Film garapan Deddy Mizwar itu pun mengajak kita mengenal, mengetahui, dan memaknai dengan kesungguhan berkenaan pengabdian. Tindak pengorbanan yang bersedia mendermakan waktu, pikiran, dan tenaga tak pantas hanya mengharap imbalan negara. Hasyim, tokoh pejuang dalam film itu mengatakan: “Aku mengabdi bukan untuk pemerintah, tapi untuk negeri ini. Bangsaku sendiri!”
Aktor pengabdian memberi lakon serius dalam menyalurkan rasa peduli atas dasar nasionalisme kapada tanah air. Tak ada secuil pun yang terlahir di benak untuk mengumpul rupiah. Bila pun diberi rupiah, itu memang bonus dari pengorbanan berhari-hari mengeluarkan keringat meracik rencana, melayarkan pengetahuan, memerdekakan kehidupan, dan rela hidup melarat di kesederhanaan daerah yang jauh dari sanak-keluarga.

Pahlawan

Kisah pengabdian Slamet Prasetyo memang telah berakhir di bulan guru kemarin. Semesta rencana, pengajaran, dan perbaikan pendidikan tak dapat dilakukan lagi. Nyawa Slamet telah mengakhiri masa bakti kepada negeri. Kita berduka dan kehilangan sosok pahlawan pendidikan sejati.
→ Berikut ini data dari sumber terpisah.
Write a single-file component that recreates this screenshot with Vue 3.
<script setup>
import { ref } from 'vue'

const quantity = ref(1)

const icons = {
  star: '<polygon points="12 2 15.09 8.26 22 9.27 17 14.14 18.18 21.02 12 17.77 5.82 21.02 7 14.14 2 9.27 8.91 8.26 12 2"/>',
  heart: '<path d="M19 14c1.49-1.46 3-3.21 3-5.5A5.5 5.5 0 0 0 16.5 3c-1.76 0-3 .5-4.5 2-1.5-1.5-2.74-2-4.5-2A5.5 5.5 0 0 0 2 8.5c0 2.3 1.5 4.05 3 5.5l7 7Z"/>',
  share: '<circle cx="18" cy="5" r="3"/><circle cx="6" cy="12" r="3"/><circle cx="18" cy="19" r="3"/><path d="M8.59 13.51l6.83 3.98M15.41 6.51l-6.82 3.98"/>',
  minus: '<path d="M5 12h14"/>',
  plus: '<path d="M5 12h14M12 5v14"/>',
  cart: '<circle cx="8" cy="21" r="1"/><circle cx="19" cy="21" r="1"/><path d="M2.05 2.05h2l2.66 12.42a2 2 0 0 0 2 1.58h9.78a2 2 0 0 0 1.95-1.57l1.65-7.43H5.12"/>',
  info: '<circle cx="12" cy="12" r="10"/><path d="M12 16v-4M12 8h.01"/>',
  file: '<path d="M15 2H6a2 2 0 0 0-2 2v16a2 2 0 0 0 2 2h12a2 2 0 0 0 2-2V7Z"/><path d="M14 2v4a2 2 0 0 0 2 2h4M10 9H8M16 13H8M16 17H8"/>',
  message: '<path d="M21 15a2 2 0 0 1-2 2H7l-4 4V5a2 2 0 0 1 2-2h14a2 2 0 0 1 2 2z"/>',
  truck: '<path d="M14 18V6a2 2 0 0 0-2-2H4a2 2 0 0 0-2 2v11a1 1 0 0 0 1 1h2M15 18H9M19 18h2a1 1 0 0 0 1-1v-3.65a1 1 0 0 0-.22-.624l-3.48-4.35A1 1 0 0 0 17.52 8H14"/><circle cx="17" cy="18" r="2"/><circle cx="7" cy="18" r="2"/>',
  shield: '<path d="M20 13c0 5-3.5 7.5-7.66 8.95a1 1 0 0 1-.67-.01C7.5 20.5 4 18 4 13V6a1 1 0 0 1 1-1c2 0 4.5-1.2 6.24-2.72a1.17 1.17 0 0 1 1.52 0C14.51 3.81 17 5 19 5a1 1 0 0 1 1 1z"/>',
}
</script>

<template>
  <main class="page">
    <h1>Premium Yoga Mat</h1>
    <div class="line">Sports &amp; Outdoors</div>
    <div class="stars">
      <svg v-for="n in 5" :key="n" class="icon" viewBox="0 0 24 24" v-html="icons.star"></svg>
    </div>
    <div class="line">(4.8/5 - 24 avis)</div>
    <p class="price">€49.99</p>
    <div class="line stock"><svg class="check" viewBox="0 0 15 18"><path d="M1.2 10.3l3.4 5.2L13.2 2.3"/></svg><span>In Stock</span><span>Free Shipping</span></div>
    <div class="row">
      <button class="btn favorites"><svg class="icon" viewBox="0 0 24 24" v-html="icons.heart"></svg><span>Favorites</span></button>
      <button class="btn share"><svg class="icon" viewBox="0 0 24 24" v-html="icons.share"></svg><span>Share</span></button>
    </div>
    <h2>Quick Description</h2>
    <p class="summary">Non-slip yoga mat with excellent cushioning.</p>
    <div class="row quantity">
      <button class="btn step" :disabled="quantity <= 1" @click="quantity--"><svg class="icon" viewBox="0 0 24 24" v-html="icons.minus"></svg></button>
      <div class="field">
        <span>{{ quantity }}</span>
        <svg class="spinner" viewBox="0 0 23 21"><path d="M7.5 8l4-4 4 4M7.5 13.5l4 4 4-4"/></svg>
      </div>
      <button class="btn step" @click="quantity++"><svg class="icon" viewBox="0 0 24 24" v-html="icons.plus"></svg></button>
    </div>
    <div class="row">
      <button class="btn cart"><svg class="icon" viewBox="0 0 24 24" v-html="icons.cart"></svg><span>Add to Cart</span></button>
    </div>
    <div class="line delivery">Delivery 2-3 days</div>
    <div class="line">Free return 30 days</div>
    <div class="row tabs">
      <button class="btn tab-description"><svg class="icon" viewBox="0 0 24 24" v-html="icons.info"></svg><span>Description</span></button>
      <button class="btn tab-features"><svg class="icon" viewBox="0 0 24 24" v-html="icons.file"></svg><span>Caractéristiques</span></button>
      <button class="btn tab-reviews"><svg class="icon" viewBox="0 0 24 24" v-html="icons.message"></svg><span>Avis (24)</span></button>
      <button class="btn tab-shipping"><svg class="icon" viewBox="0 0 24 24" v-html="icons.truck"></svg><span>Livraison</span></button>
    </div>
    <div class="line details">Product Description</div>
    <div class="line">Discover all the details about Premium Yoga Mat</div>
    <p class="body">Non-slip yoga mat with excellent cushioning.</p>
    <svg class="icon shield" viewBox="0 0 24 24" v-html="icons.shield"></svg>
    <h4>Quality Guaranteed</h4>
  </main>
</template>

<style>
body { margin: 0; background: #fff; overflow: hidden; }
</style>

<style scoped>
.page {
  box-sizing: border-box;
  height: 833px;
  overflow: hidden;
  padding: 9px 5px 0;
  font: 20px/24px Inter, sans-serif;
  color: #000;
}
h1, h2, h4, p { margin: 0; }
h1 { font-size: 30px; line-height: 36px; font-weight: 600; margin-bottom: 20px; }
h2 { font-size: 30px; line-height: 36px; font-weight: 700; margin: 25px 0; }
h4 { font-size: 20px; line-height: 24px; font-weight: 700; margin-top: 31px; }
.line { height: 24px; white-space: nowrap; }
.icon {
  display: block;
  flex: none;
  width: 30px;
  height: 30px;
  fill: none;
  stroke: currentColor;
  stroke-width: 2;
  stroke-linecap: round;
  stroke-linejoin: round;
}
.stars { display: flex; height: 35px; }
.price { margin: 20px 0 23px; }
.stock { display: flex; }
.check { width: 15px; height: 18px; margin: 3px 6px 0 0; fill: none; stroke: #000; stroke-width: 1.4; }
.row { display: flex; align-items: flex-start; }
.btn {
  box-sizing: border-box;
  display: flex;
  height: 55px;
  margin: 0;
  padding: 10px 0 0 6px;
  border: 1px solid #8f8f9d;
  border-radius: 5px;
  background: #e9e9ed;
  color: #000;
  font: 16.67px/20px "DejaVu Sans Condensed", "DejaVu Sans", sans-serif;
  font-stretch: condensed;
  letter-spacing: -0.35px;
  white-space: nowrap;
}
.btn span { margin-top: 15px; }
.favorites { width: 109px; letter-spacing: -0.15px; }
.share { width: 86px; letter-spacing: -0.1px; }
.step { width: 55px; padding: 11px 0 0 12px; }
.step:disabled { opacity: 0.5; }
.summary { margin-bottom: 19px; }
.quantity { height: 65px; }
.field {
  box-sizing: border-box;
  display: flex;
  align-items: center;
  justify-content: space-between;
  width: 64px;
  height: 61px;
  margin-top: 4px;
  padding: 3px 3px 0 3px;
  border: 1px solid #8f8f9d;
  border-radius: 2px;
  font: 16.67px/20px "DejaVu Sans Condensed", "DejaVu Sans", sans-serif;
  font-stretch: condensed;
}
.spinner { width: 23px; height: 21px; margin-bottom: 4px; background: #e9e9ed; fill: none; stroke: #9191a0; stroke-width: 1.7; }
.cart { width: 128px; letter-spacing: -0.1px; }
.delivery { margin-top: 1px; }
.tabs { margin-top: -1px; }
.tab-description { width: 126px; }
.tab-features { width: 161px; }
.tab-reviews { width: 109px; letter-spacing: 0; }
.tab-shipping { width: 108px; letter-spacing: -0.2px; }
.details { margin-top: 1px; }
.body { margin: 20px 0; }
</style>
Kepulangan itu mengajak kita bernostalgia dan bersedih pada pengobanan pahlawan di masa dulu. Lewat penggalan lirik lagu Gugur Bunga karya Ismail Marzuki kita bisa meresapi kembali perjuangan itu. Simaklah: Betapa hatiku takkan pilu/ Telah gugur pahlawanku/ Betapa hatiku takkan sedih/ Hamba ditinggal sendiri.// Siapakah kini plipur lara/ Nan setia dan Perwira/ Siapakah kini pahlawan hati/ Pembela bangsa sejati.// Telah gugur pahlawanku.